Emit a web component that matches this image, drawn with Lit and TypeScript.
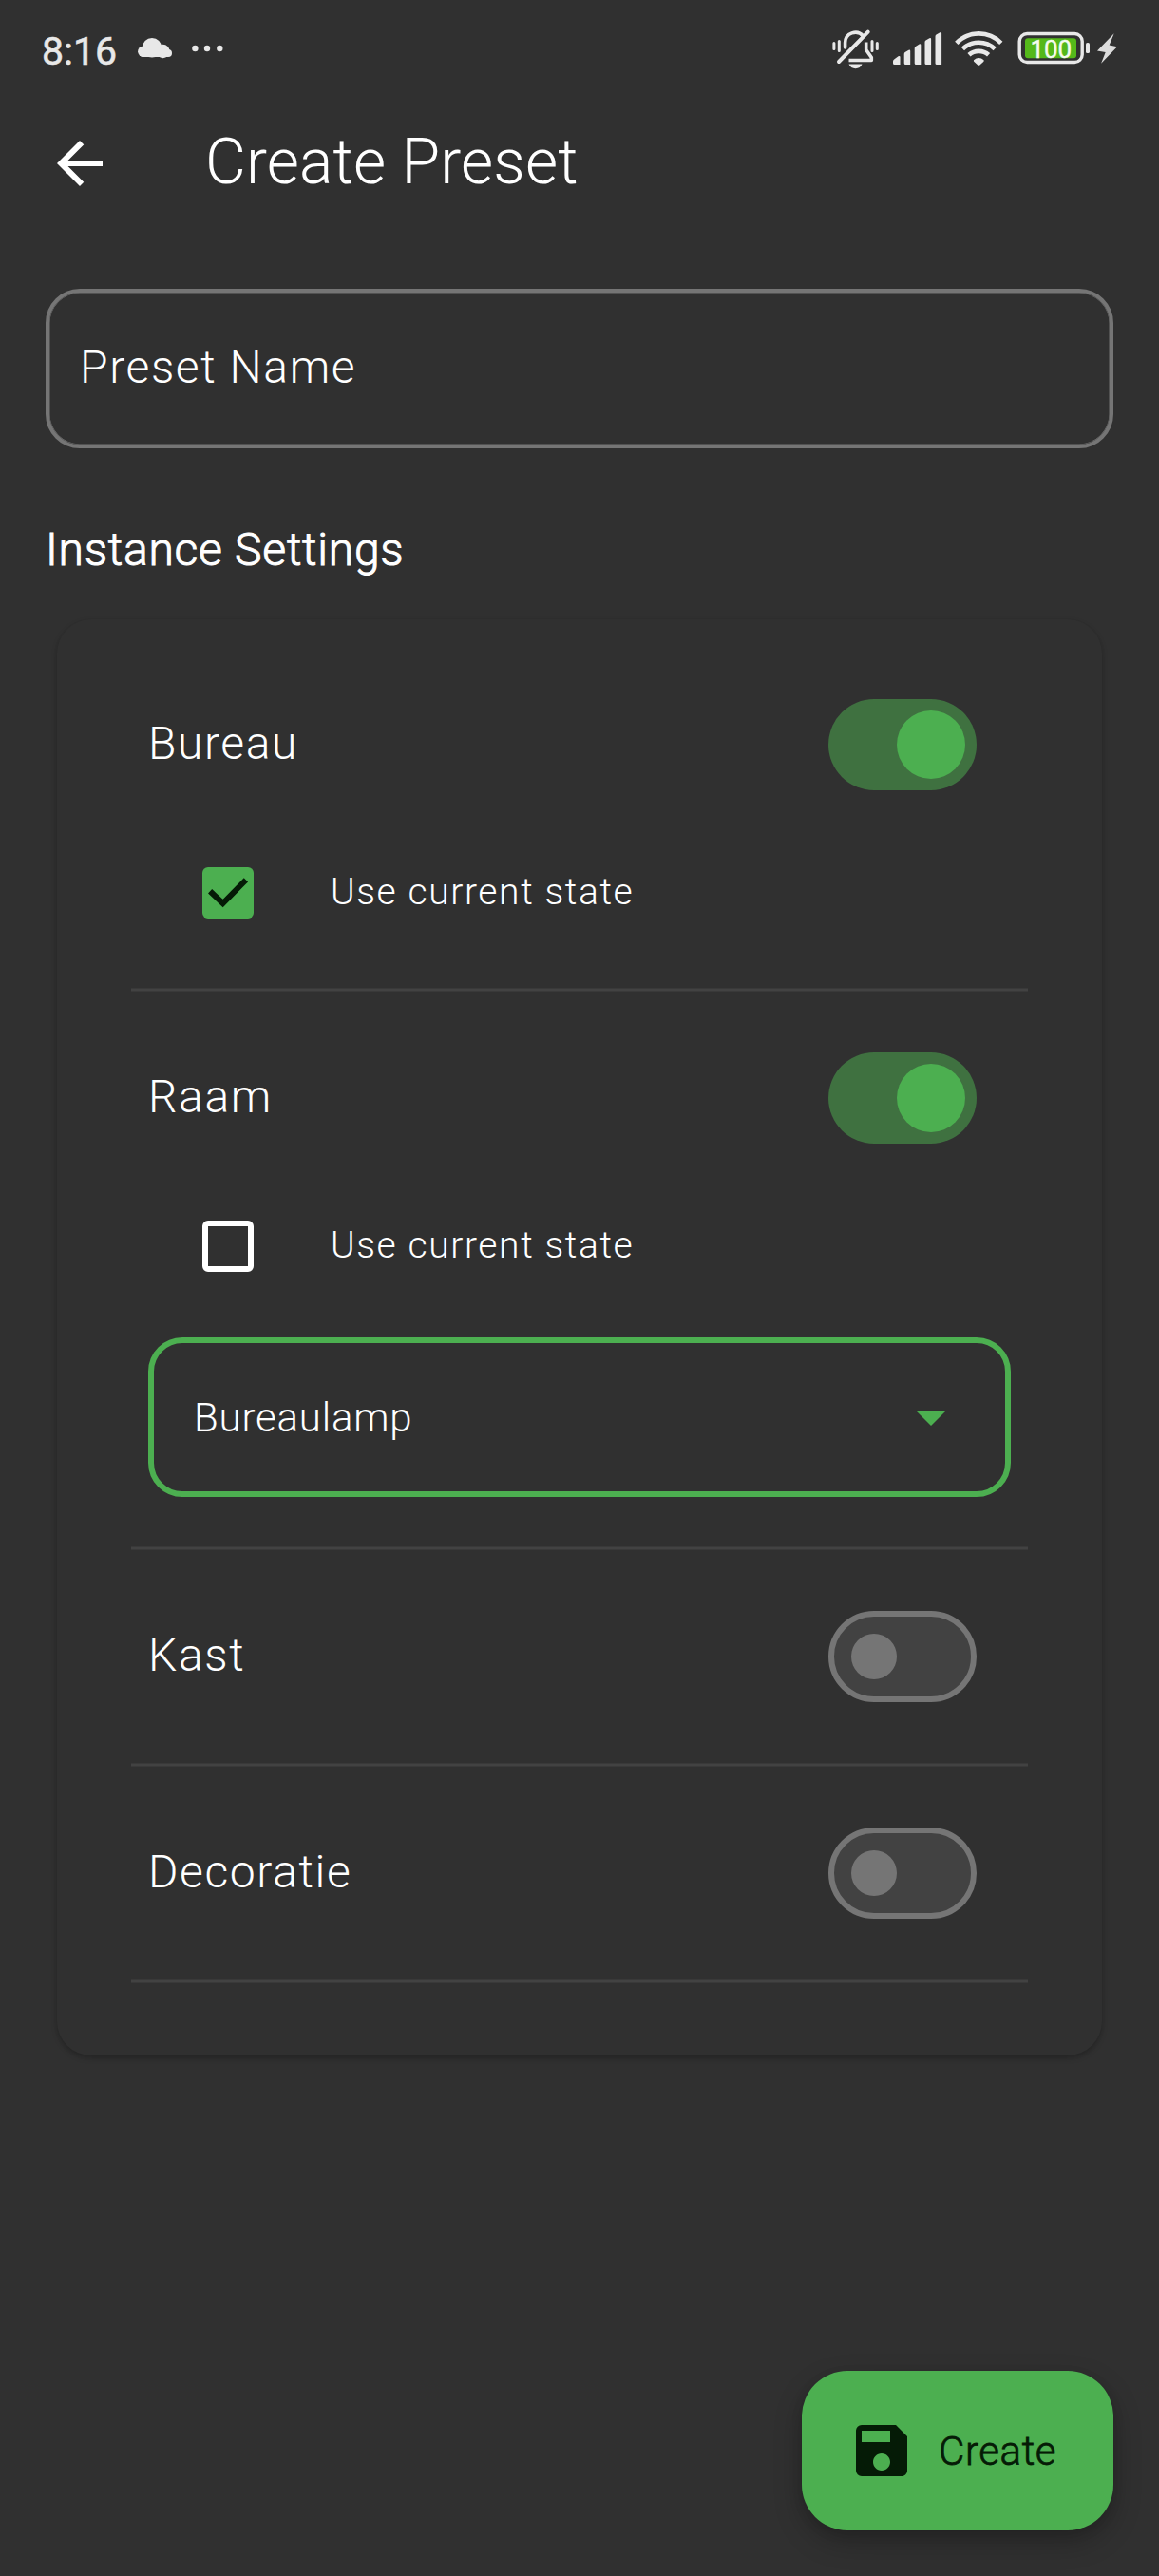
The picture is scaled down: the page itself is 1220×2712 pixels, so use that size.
import { LitElement, html, css, svg, nothing } from "lit";
import { customElement, property, state } from "lit/decorators.js";
import { classMap } from "lit/directives/class-map.js";

interface Instance {
  name: string;
  enabled: boolean;
  useCurrent?: boolean;
  preset?: string;
}

@customElement("status-bar")
class StatusBar extends LitElement {
  static styles = css`
    :host {
      display: flex;
      align-items: flex-start;
      height: 100px;
      padding-left: 44px;
      box-sizing: border-box;
      color: #e8e8e8;
    }
    .time {
      font-size: 41px;
      font-weight: 400;
      line-height: 48px;
      width: 88px;
      margin-top: 30px;
      white-space: nowrap;
      -webkit-text-stroke: 0.6px currentColor;
    }
    svg {
      display: block;
      flex: none;
    }
    .system {
      margin-left: auto;
    }
    .level {
      font-size: 26px;
      font-weight: 400;
      font-family: Roboto, "Liberation Sans", sans-serif;
      stroke: #f4fbef;
      stroke-width: 0.4px;
    }
  `;

  render() {
    return html`
      <div class="time">8:16</div>
      <svg width="120" height="90" viewBox="132 0 120 90">
        <g fill="#e8e8e8">
          <circle cx="160" cy="50.3" r="10.3" />
          <circle cx="150.8" cy="54.2" r="5.7" />
          <circle cx="171.5" cy="54" r="7.2" />
          <rect x="147" y="52" width="34" height="7.9" rx="3.9" />
          <circle cx="205.4" cy="51" r="3.2" />
          <circle cx="218" cy="51" r="3.2" />
          <circle cx="231.3" cy="51" r="3.2" />
        </g>
      </svg>
      <svg class="system" width="360" height="90" viewBox="860 0 360 90">
        <g fill="none" stroke="#e8e8e8" stroke-linecap="round" stroke-linejoin="round">
          <path stroke-width="3.6" d="M889.6 50V45a10.8 10.8 0 0 1 19-7" />
          <path stroke-width="4" d="M913.7 33.6 883 65" />
          <path stroke-width="3.6" stroke-linecap="butt" d="M911.7 44.5V52.5L917.3 60.6V63.5H893.5" />
          <path stroke-width="3" d="M877.9 45.5v6M883.3 43.5v10M918 43.5v10M923.3 45.5v6" />
        </g>
        <path fill="#e8e8e8" d="M893.5 67.6h14c-1.2 3-3.7 4.6-7 4.6s-5.8-1.6-7-4.6z" />
        <g fill="#e8e8e8">
          <path d="M940 64.5q0-1.5 1.5-2.2l4-3q2-.8 2 .7V68h-6q-1.5 0-1.5-1.5z" />
          <path d="M951.7 57q0-1.5 1-2l3.8-2.3q1.7-.6 1.7 1V68h-5q-1.5 0-1.5-1.5z" />
          <path d="M962.7 51q0-1.5 1-2l3.9-2.5q1.7-.6 1.7 1V68h-5.1q-1.5 0-1.5-1.5z" />
          <path d="M973.5 44.5q0-1.5 1-2l3.9-2.3q1.7-.6 1.7 1V68h-5.1q-1.5 0-1.5-1.5z" />
          <path d="M984.5 38.5q0-1.5 1-2l3.9-2.3q1.7-.6 1.7 1V68h-5.1q-1.5 0-1.5-1.5z" />
        </g>
        <g fill="none" stroke="#e8e8e8" stroke-width="4.7">
          <path d="M1006.8 45.3a33 33 0 0 1 47 0" />
          <path d="M1013.4 51.5a24.5 24.5 0 0 1 33.8 0" />
          <path d="M1020 57.7a15.5 15.5 0 0 1 20.6 0" />
        </g>
        <path fill="#e8e8e8" d="M1025 63.2q5.3-4.4 10.6 0 .4 1-.4 1.7l-3.6 3.4q-1.3 1-2.6 0l-3.6-3.4q-.8-.7-.4-1.7z" />
        <rect x="1073.2" y="35.5" width="66" height="30" rx="8" fill="none" stroke="#e8e8e8" stroke-width="3.4" />
        <rect x="1079" y="40.3" width="54" height="21" rx="3" fill="#54b81a" />
        <rect x="1143" y="45" width="4" height="11" rx="1.6" fill="#e8e8e8" />
        <text class="level" x="1106.3" y="61.3" text-anchor="middle" fill="#f4fbef">100</text>
        <path fill="#dcdcdc" d="M1172.7 35.3 1155 53.5l8.7 1.5-4.6 11.8L1176 49.2l-8.3-1.7z" />
      </svg>
    `;
  }
}

@customElement("toggle-switch")
class ToggleSwitch extends LitElement {
  @property({ type: Boolean }) on = false;

  static styles = css`
    :host {
      display: block;
      flex: none;
    }
    .track {
      display: flex;
      align-items: center;
      box-sizing: border-box;
      width: 156px;
      height: 96px;
      border-radius: 48px;
      border: 6px solid #757575;
      background: #424242;
      padding: 0 18px;
    }
    .thumb {
      width: 48px;
      height: 48px;
      border-radius: 50%;
      background: #757575;
    }
    .on {
      justify-content: flex-end;
      border: none;
      background: #3f7140;
      padding: 0 12px;
    }
    .on .thumb {
      width: 72px;
      height: 72px;
      background: #4caf50;
    }
  `;

  render() {
    return html`<div class=${classMap({ track: true, on: this.on })}><div class="thumb"></div></div>`;
  }
}

@customElement("instance-row")
class InstanceRow extends LitElement {
  @property({ attribute: false }) instance!: Instance;

  static styles = css`
    :host {
      display: block;
    }
    .head {
      display: flex;
      align-items: center;
      justify-content: space-between;
      height: 180px;
      padding: 0 54px 0 18px;
    }
    .name {
      font-size: 48px;
      line-height: 56px;
      letter-spacing: 1.6px;
      padding-bottom: 2px;
    }
    .current {
      display: flex;
      align-items: center;
      height: 132px;
      padding-left: 75px;
    }
    .box {
      box-sizing: border-box;
      width: 54px;
      height: 54px;
      border: 6px solid #fff;
      border-radius: 6px;
      margin-right: 81px;
    }
    .checked {
      border: none;
      background: #4caf50;
    }
    .box svg {
      display: block;
    }
    .label {
      font-size: 39px;
      line-height: 46px;
      letter-spacing: 1.6px;
      padding-bottom: 3px;
    }
    .select {
      display: flex;
      align-items: center;
      justify-content: space-between;
      box-sizing: border-box;
      height: 168px;
      margin: 30px 18px 30px;
      padding: 0 63px 0 42px;
      border: 6px solid #4caf50;
      border-radius: 36px;
      font-size: 42px;
      line-height: 50px;
      letter-spacing: 0.8px;
    }
    .select span {
      padding-top: 2px;
    }
    .select svg {
      display: block;
      margin-top: 3px;
    }
    .gap {
      height: 12px;
    }
    .rule {
      display: flex;
      align-items: center;
      height: 48px;
    }
    .line {
      flex: 1;
      height: 4px;
      background: linear-gradient(#393939 1px, #424242 1px 3px, #393939 3px);
    }
  `;

  render() {
    const { name, enabled, useCurrent, preset } = this.instance;
    return html`
      <div class="head">
        <span class="name">${name}</span>
        <toggle-switch .on=${enabled}></toggle-switch>
      </div>
      ${enabled
        ? html`<div class="current">
            <div class=${classMap({ box: true, checked: !!useCurrent })}>
              ${useCurrent
                ? svg`<svg width="54" height="54" viewBox="0 0 54 54"><path d="M8.1 25.2 21.6 38 45.9 13.3" fill="none" stroke="#051b06" stroke-width="6"/></svg>`
                : nothing}
            </div>
            <span class="label">Use current state</span>
          </div>`
        : nothing}
      ${preset
        ? html`<div class="select">
            <span>${preset}</span>
            <svg width="30" height="15" viewBox="0 0 30 15"><path d="M0 0h30L15 15z" fill="#4caf50" /></svg>
          </div>`
        : enabled
          ? html`<div class="gap"></div>`
          : nothing}
      <div class="rule"><div class="line"></div></div>
    `;
  }
}

@customElement("app-root")
class AppRoot extends LitElement {
  @state() private instances: Instance[] = [
    { name: "Bureau", enabled: true, useCurrent: true },
    { name: "Raam", enabled: true, useCurrent: false, preset: "Bureaulamp" },
    { name: "Kast", enabled: false },
    { name: "Decoratie", enabled: false },
  ];

  static styles = css`
    :host {
      display: flex;
      flex-direction: column;
      box-sizing: border-box;
      width: 1220px;
      height: 2712px;
      overflow: hidden;
      background: #303030;
      color: #fff;
      font-family: Roboto, "Liberation Sans", sans-serif;
      font-weight: 300;
    }
    .bar {
      display: flex;
      align-items: center;
      height: 144px;
      padding-left: 48px;
      gap: 96px;
    }
    .bar svg {
      display: block;
    }
    .title {
      margin: 0;
      font-size: 66px;
      line-height: 78px;
      font-weight: 300;
      letter-spacing: 0.15px;
      padding-bottom: 3px;
    }
    .field {
      display: flex;
      align-items: center;
      box-sizing: border-box;
      height: 168px;
      margin: 60px 48px 0;
      padding: 0 32px 2px;
      border: 4px solid #757575;
      box-shadow: inset 0 0 0 0.5px #757575;
      border-radius: 36px;
      font-size: 48px;
      line-height: 56px;
      letter-spacing: 1.6px;
    }
    .section {
      margin: 79px 48px 0;
      font-size: 48px;
      line-height: 56px;
      letter-spacing: 0.75px;
      -webkit-text-stroke: 1px currentColor;
    }
    .card {
      box-sizing: border-box;
      height: 1512px;
      margin: 45px 60px 0;
      padding: 42px 78px 0;
      border-radius: 36px;
      background: #303030;
      box-shadow: 0 3px 6px rgba(0, 0, 0, 0.2), 0 2px 4px rgba(0, 0, 0, 0.06);
    }
    .create {
      display: flex;
      align-items: center;
      align-self: flex-end;
      box-sizing: border-box;
      width: 328px;
      height: 168px;
      margin: auto 48px 48px 0;
      padding-left: 48px;
      gap: 24px;
      border-radius: 48px;
      background: #4caf50;
      color: #051b06;
      font-size: 42px;
      line-height: 50px;
      letter-spacing: 0.6px;
      box-shadow: 0 12px 30px rgba(0, 0, 0, 0.24), 0 4px 12px rgba(0, 0, 0, 0.1);
    }
    .create span {
      padding-top: 1px;
      -webkit-text-stroke: 0.8px currentColor;
    }
  `;

  render() {
    return html`
      <status-bar></status-bar>
      <header class="bar">
        <svg width="72" height="72" viewBox="0 0 24 24">
          <path fill="#fff" d="M20 11H7.83l5.59-5.59L12 4l-8 8 8 8 1.41-1.41L7.83 13H20z" />
        </svg>
        <h1 class="title">Create Preset</h1>
      </header>
      <div class="field">Preset Name</div>
      <div class="section">Instance Settings</div>
      <div class="card">
        ${this.instances.map((i) => html`<instance-row .instance=${i}></instance-row>`)}
      </div>
      <div class="create">
        <svg width="72" height="72" viewBox="0 0 24 24">
          <path
            fill="#051b06"
            d="M17 3H5a2 2 0 0 0-2 2v14a2 2 0 0 0 2 2h14c1.1 0 2-.9 2-2V7zm-5 16c-1.66 0-3-1.34-3-3s1.34-3 3-3 3 1.34 3 3-1.34 3-3 3zm3-10H5V5h10z"
          />
        </svg>
        <span>Create</span>
      </div>
    `;
  }
}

Brief
Every line of the listing that holds "this" should be found and copied.

Exercise response
Emit a web component that matches this image, drawn with Lit and TypeScript.
    return html`<div class=${classMap({ track: true, on: this.on })}><div class="thumb"></div></div>`;
    const { name, enabled, useCurrent, preset } = this.instance;
        ${this.instances.map((i) => html`<instance-row .instance=${i}></instance-row>`)}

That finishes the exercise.